The editorial decision has the effect of massively recontextualizing the published portion of Kessler's piece. Think Borges' "Pierre Menard, Author of the Quixote".

In the published version, Kessler takes on Giuliani's statements regarding the Israeli security wall, whatever Kerry really said about "leaders" supporting him, and whether Kerry is for or against the war, all of which are shown to take Kerry out of context. With the possible exception of the last, it is fair to say that these are not the sort of resonant issues over which the Republicans have been bashing Kerry.* So by omitting reference to the archetypal "flip-flop" and arguably Giuliani's biggest anti-Kerry line of the night (certainly the soundbite from the speech that I heard on NPR the following morning despite my best efforts to avoid it), the defense of Kerry comes off as a collection of nit picks. But if the Republicans are being misleading misleaders over the $87 billion (as they are), then the rest of their effort to dissect the Kerry record for supposed flip-flops itself devolves into nitpicking.

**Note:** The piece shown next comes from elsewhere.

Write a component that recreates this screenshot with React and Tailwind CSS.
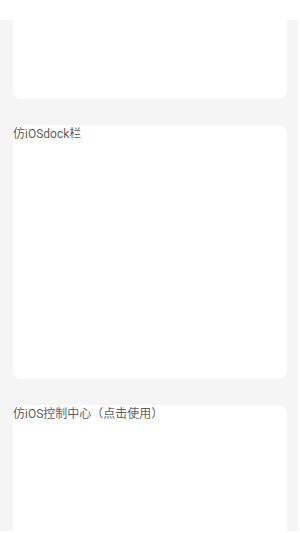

The other editorial decision of note was to terminate the Giuliani quote before the two Americas crack in the longer version. Why? As Somerby's addendum notes, the entire quote shows not merely lack of context-providing on Giuliani's part, but rather blatant falsehood, as the "context" completely belies the punch line. Giuliani said "exactly the same thing" and it just plain wasn't. If the climactic attack is false...

So why did the Post pull the punch for a story to be buried on A22? Was even Kessler's mild "contextualizing" too hard on St. Rudy for the capital's "real" newspaper?

Update 9/2/04: Today the Times apparently gets in on the act, as a criticism of Commerce Secretary Evans' comments on Kerry's tax cut record disappears from an article by Adam Nagourney, according to Somerby. Post title modified accordingly.


* And even there, Kerry's real position, that Bush was right in some sense about needing to prevent Saddam Hussein from becoming a threat, but the administration's implementation of the policies was wrongheaded and inept, is hardly inexplicable and arguably the plurarlity view.